We noncommittally make plans to reconsider the cleaning schedule next week, after the holiday weekend, but not before I remind the roommates that dishes in the sink = mouse heaven.

Boyfriend opts to do the dishes. Mildly satisfied, I return to my room.

It’s now 10:00, so I start getting ready for bed. A new episode of Chopped has begun, which I listen to absentmindedly as I brush my teeth.

I hear a scratching sound. I turn off the water, suspicious. The noise continues. I tiptoe over to my TV and turn the volume down. Now it sounds like paper rustling. But it’s not upstairs…it’s in my hallway.

I snatch my tennis racquet and quickly text the roommates. “It’s down stairs,” I tap into my iPhone hurriedly. “It playing with roach trap by the front door.”

I open my door and spot it on the bottom stair. My heart races. It’s a little, gray, cotton-ball-sized mouse. I creep closer, clutching my tennis racquet, but not determined to use it. Owen starts coming down the stairs to help.

Now it’s on.
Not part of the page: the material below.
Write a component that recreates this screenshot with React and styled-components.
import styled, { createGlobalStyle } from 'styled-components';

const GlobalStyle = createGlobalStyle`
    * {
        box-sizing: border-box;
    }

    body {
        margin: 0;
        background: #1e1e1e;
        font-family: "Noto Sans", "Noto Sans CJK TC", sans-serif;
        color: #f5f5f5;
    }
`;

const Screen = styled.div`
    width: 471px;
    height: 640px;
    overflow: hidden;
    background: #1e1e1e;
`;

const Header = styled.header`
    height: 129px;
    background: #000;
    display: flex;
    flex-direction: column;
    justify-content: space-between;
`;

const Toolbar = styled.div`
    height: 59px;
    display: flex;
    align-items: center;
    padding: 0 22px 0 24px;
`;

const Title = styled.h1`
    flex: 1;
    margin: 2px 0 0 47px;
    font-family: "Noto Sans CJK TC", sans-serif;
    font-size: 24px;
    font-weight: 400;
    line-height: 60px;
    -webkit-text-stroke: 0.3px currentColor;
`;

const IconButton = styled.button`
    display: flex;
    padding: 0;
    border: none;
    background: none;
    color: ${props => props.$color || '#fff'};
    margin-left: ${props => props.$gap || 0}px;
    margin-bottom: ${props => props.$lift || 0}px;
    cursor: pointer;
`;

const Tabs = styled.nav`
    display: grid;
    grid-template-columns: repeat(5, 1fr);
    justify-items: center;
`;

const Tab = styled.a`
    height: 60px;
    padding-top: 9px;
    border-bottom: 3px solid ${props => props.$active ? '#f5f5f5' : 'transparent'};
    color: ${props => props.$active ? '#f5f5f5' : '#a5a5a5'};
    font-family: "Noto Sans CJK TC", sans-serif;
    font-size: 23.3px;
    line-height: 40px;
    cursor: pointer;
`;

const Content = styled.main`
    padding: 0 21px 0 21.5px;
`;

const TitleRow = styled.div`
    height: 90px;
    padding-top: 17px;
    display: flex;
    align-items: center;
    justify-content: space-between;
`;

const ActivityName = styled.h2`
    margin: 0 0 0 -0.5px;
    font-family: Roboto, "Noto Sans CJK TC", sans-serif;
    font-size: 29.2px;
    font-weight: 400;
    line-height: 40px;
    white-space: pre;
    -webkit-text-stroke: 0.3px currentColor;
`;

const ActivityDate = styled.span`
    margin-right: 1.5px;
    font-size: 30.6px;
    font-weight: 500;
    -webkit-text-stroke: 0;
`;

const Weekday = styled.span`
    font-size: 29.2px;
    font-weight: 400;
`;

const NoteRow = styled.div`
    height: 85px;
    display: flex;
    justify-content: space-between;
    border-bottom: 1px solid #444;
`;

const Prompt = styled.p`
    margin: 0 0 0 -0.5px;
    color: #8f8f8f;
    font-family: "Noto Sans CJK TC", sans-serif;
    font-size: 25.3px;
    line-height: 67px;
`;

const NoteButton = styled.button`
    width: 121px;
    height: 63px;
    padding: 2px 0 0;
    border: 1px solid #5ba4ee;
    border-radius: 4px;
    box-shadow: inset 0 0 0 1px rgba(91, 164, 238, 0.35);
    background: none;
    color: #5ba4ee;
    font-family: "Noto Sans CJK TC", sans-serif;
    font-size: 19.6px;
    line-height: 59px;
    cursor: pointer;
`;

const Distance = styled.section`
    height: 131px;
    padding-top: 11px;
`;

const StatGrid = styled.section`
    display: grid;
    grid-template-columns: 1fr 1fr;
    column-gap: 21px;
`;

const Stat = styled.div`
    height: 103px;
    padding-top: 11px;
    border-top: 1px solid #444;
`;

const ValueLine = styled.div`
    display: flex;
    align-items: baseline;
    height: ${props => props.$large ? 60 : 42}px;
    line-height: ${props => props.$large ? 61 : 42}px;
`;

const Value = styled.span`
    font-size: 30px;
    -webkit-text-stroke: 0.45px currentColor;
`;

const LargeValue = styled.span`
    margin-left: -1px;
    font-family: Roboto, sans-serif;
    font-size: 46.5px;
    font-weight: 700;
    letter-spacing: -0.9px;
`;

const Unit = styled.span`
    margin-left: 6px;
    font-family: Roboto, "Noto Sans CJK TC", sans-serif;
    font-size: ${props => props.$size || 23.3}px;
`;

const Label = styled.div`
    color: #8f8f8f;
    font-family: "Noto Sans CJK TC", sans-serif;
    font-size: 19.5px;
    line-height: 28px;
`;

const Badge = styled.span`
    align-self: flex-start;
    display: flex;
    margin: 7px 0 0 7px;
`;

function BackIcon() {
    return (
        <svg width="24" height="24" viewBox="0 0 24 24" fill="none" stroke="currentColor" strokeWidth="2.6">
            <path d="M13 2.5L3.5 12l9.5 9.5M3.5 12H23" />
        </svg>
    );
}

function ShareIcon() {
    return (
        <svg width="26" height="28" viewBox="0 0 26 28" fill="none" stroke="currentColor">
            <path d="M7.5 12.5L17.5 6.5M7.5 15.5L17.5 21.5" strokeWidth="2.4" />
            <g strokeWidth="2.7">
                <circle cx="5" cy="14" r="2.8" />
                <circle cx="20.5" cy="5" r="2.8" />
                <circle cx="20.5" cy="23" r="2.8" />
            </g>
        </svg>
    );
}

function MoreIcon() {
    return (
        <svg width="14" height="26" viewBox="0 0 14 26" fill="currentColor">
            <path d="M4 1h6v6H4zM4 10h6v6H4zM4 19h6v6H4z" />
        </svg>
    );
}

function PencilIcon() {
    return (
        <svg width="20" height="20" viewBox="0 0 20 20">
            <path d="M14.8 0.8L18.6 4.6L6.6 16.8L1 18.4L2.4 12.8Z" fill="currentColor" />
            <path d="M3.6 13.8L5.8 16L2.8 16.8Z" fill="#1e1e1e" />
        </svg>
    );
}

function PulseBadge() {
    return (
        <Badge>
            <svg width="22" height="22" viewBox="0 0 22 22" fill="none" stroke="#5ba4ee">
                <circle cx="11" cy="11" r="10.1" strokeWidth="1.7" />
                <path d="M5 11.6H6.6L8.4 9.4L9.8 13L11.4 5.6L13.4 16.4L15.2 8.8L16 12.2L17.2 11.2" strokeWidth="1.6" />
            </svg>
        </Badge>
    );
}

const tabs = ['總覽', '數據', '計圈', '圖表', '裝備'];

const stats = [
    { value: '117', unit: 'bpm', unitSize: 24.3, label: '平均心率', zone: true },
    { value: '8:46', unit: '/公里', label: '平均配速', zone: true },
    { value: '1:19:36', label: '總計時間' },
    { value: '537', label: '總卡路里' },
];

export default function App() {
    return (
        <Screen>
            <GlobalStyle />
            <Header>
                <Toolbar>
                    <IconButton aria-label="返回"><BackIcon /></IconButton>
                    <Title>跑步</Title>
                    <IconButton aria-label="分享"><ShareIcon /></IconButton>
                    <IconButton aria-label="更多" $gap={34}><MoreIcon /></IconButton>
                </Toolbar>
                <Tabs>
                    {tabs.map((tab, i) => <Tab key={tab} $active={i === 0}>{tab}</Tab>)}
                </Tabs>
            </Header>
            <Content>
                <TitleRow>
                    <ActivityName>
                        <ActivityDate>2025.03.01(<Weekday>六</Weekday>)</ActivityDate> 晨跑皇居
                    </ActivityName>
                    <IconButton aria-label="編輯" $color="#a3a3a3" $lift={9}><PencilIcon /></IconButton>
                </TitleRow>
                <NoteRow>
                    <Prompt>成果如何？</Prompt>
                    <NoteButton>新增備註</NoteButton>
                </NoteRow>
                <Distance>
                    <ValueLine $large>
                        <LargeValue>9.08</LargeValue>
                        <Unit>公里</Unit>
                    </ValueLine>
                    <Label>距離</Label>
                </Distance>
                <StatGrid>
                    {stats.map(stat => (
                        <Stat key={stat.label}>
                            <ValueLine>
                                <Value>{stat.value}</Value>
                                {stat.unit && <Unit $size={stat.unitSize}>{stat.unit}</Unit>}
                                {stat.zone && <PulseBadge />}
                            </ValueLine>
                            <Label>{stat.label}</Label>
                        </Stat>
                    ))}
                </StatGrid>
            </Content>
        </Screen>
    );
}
The mouse scurries toward the guest room and we rush to trap it with a cardboard box in a corner by the door. Somehow, we manage to corner the mouse.

Owen looks over at me expectantly.

“Open the door,” he instructs, “in case I can chase it outside.”

I look down at the mouse. She’s stuck inside her roach trap. I look at him. But what if it runs down to my room, my eyes plead.

It is possible that in that moment I gave him permission to kill it.

Next thing I know he flings away the box and stomps on her. I whimper and look away, tennis racquet now uselessly cradled in my arms.

A moment passes and I look back over at Owen.

“It’s stuck to my shoe,” he shrugs. I open the door and he hobbles outside. I take a deep breath and make my way back into my room. I hear him come back inside. I sit down on my bed and text my mom.

“Oh my god we killed it,” I write. “It got caught in the roach trap and we killed it.”

And then I put my phone down, turned off the light, and went to sleep.